For the basic requirements for competitiveness including institutions, infrastructure, macroeconomic environment, health and education Egypt was ranked 121 from a total of 144 countries. Political instability, access to financing, foreign currency regulations and corruption were identified as the main obstacles to doing business in Egypt. Egypt is also ranked 106 out of 144 in efficiency enhancers indicators, which include higher education and training, good market efficiency, financial development and labour market efficiency.
According to the Global Competitiveness Index, three areas are of particular importance for Egypt. First, the macroeconomic environment has deteriorated over recent years to reach 141st position mainly because of a widening fiscal deficit, rising public indebtedness, and persisting inflationary pressures. A credible fiscal consolidation plan, accompanied by structural reforms, will be needed in Egypt. This may prove difficult because of energy subsidies that account for a considerable share of public expenditure. Removing these subsidies may be difficult politically, but there is space for targeting subsidies better in a way that allows for fiscal consolidation while still protecting the most vulnerable. Second, measures to intensify domestic competition (118th) would result in efficiency gains and contribute to energizing the economy by providing access to new entrants. This, in turn, would make the country’s private sector more dynamic, thus fostering the creation of new jobs. And third, making labor markets more flexible (130th) and efficient (139th) would allow the country to increase employment in the medium term and provide new entrants to the labor market with enhanced opportunities.
Large parts of the Middle East and North African region continue to be affected by geopolitical conflict and turbulence. Yet the emphasis has shifted. Some North African economies, such as Egypt and Tunisia, are slowly stabilizing and are starting to focus on economic reform. Structural reforms and improvements to business environments will help restore the still-shaken investor confidence in countries in transition in the region.
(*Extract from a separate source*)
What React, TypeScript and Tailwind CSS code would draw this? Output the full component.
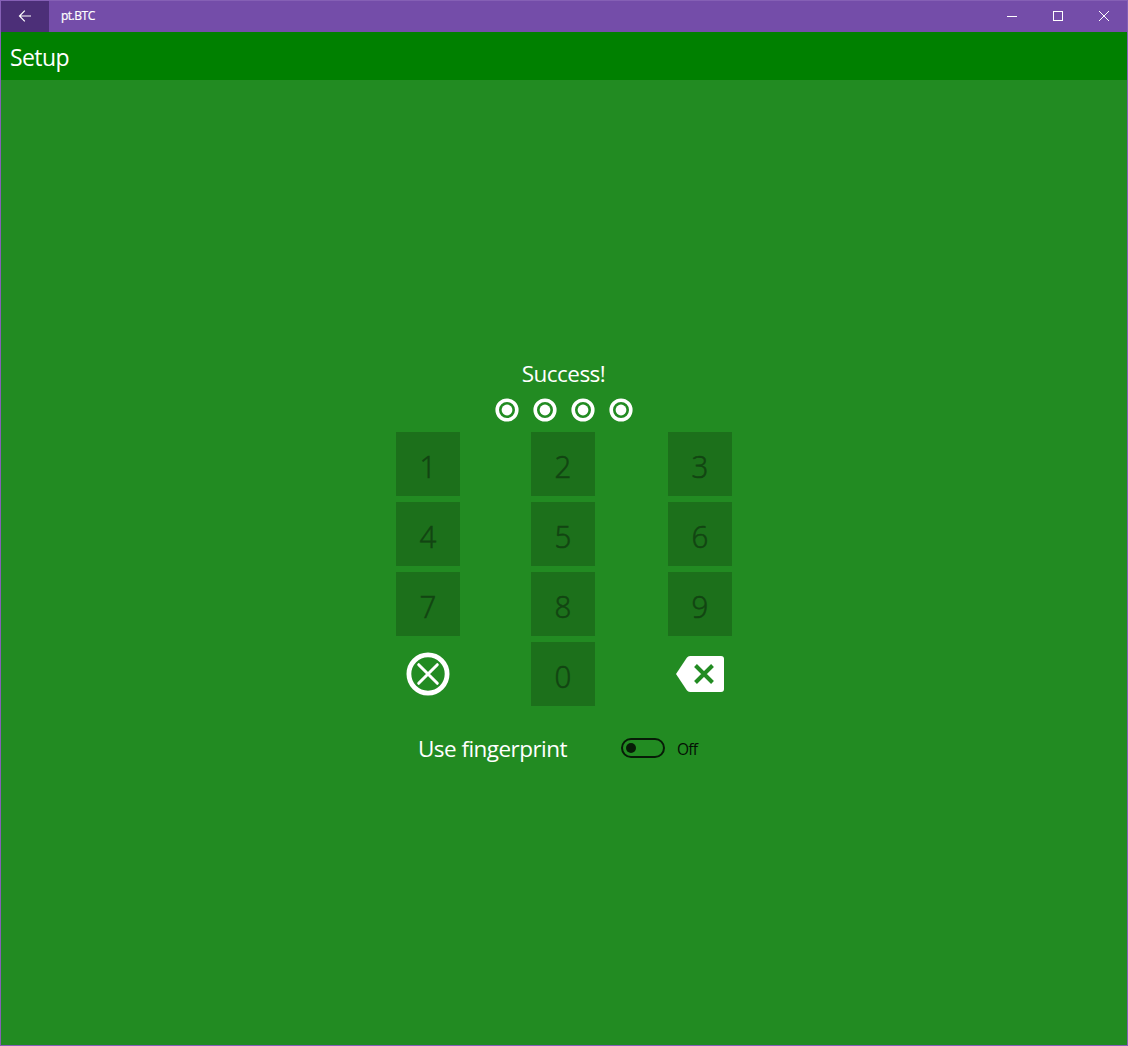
import React from 'react';

function BackArrow() {
  return (
    <svg width="14" height="12" viewBox="0 0 14 12" fill="none" stroke="#fff" strokeWidth="1.2">
      <path d="M1.5 6H13M6.8 0.7L1.5 6L6.8 11.3" />
    </svg>
  );
}

function TitleBar() {
  return (
    <div className="flex h-[31px] shrink-0 bg-[#744da9] text-white">
      <button className="flex w-12 items-center justify-center bg-[#4c2f78] pb-px">
        <BackArrow />
      </button>
      <div className="pl-3 text-[12px] leading-[30px] tracking-[-0.5px] [-webkit-text-stroke:0.2px_#fff]">pt.BTC</div>
      <div className="ml-auto flex">
        <button className="flex w-[46px] items-center justify-center pb-px">
          <svg width="10" height="10" viewBox="0 0 10 10" shapeRendering="crispEdges">
            <rect y="5" width="10" height="1" fill="#fff" />
          </svg>
        </button>
        <button className="flex w-[46px] items-center justify-center pb-px">
          <svg width="10" height="10" viewBox="0 0 10 10" fill="none" stroke="#fff">
            <rect x="0.5" y="0.5" width="9" height="9" />
          </svg>
        </button>
        <button className="flex w-[46px] items-center justify-center pb-px">
          <svg width="10" height="10" viewBox="0 0 10 10" fill="none" stroke="#fff">
            <path d="M0 0L10 10M10 0L0 10" />
          </svg>
        </button>
      </div>
    </div>
  );
}

function PinDot() {
  return (
    <svg width="24" height="24" viewBox="0 0 24 24">
      <circle cx="12" cy="12" r="9.8" fill="none" stroke="#fff" strokeWidth="3.6" />
      <circle cx="12" cy="12" r="5.4" fill="#fff" />
    </svg>
  );
}

function Key({ label }: { label: string }) {
  return (
    <button className="flex h-16 w-16 items-start justify-center bg-[#1c701b] pt-1 pr-px text-[31px] font-light leading-[60px] text-[#124512] [-webkit-text-stroke:0.6px_#124512]">
      <span className="scale-x-95">{label}</span>
    </button>
  );
}

function ClearKey() {
  return (
    <button className="h-16 w-16">
      <svg width="64" height="64" viewBox="0 0 64 64" fill="none" stroke="#fff">
        <circle cx="32" cy="32" r="19.1" strokeWidth="4.8" />
        <path d="M22.7 22.7L41.3 41.3M41.3 22.7L22.7 41.3" strokeWidth="3" strokeLinecap="round" />
      </svg>
    </button>
  );
}

function BackspaceKey() {
  return (
    <button className="h-16 w-16">
      <svg width="64" height="64" viewBox="0 0 64 64" fill="none">
        <path d="M8 32L18.8 15.7Q20 14 22 14H53Q56 14 56 17V47Q56 50 53 50H22Q20 50 18.8 48.3Z" fill="#fff" />
        <path d="M27.5 23.5L44.5 40.5M44.5 23.5L27.5 40.5" stroke="#228b22" strokeWidth="4" />
      </svg>
    </button>
  );
}

export default function App() {
  return (
    <div className="flex h-[1046px] w-[1128px] flex-col border border-[#8560b5] bg-[#228b22] font-['Open_Sans','Noto_Sans',sans-serif]">
      <TitleBar />
      <header className="h-12 shrink-0 bg-[#008000] pl-[9px] text-[23px] leading-[51px] tracking-[-0.6px] text-white">
        Setup
      </header>
      <main className="flex flex-col items-center pt-[276px]">
        <div className="h-[42px] pr-px text-[22.5px] leading-[36px] tracking-[-0.55px] text-white">Success!</div>
        <div className="flex h-[34px] gap-3.5">
          <PinDot />
          <PinDot />
          <PinDot />
          <PinDot />
        </div>
        <div className="grid w-[336px] grid-cols-[135px_137px_64px] gap-y-1.5">
          {['1', '2', '3', '4', '5', '6', '7', '8', '9'].map((n) => (
            <Key key={n} label={n} />
          ))}
          <ClearKey />
          <Key label="0" />
          <BackspaceKey />
        </div>
        <div className="flex w-[336px] items-center pt-[21px]">
          <div className="w-[225px] pl-[22px] pt-0.5 pb-px text-[22.5px] leading-[39px] tracking-[-0.55px] text-white">
            Use fingerprint
          </div>
          <button className="flex h-5 w-11 shrink-0 items-center rounded-full border-2 border-[#071c07] pl-[3px]">
            <span className="h-2.5 w-2.5 rounded-full bg-[#071c07]" />
          </button>
          <div className="pl-3 pt-0.5 text-[15.5px] leading-5 tracking-[-0.7px] text-[#041004]">Off</div>
        </div>
      </main>
    </div>
  );
}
After dropping for several years in a row, Egypt moves down one place to 119th position in the 2014-2015 Global Competitiveness Report. This assessment points to a certain stabilization in the country following the recent elections. The fragile security situation is improving slightly, although tenacious political and policy instability are undermining the country’s competitiveness and its growth potential going forward. While regaining political stability and investor confidence need to remain the priority as this report goes to print, many of the underlying factors that will be decisive for the stability of the country and the cohesion of the society over the medium to longer term are economic in nature. Establishing confidence through a credible and far-reaching reform program is vital to Egypt’s future and to realizing the considerable potential of its large market size and proximity to key global markets.
For the basic requirements for competitiveness including institutions, infrastructure, macroeconomic environment, health and education Egypt was ranked 121 from a total of 144 countries. Political instability, access to financing, foreign currency regulations and corruption were identified as the main obstacles to doing business in Egypt. Egypt is also ranked 106 out of 144 in efficiency enhancers indicators, which include higher education and training, good market efficiency, financial development and labour market efficiency.
According to the Global Competitiveness Index, three areas are of particular importance for Egypt. First, the macroeconomic environment has deteriorated over recent years to reach 141st position mainly because of a widening fiscal deficit, rising public indebtedness, and persisting inflationary pressures. A credible fiscal consolidation plan, accompanied by structural reforms, will be needed in Egypt. This may prove difficult because of energy subsidies that account for a considerable share of public expenditure. Removing these subsidies may be difficult politically, but there is space for targeting subsidies better in a way that allows for fiscal consolidation while still protecting the most vulnerable. Second, measures to intensify domestic competition (118th) would result in efficiency gains and contribute to energizing the economy by providing access to new entrants. This, in turn, would make the country’s private sector more dynamic, thus fostering the creation of new jobs. And third, making labor markets more flexible (130th) and efficient (139th) would allow the country to increase employment in the medium term and provide new entrants to the labor market with enhanced opportunities.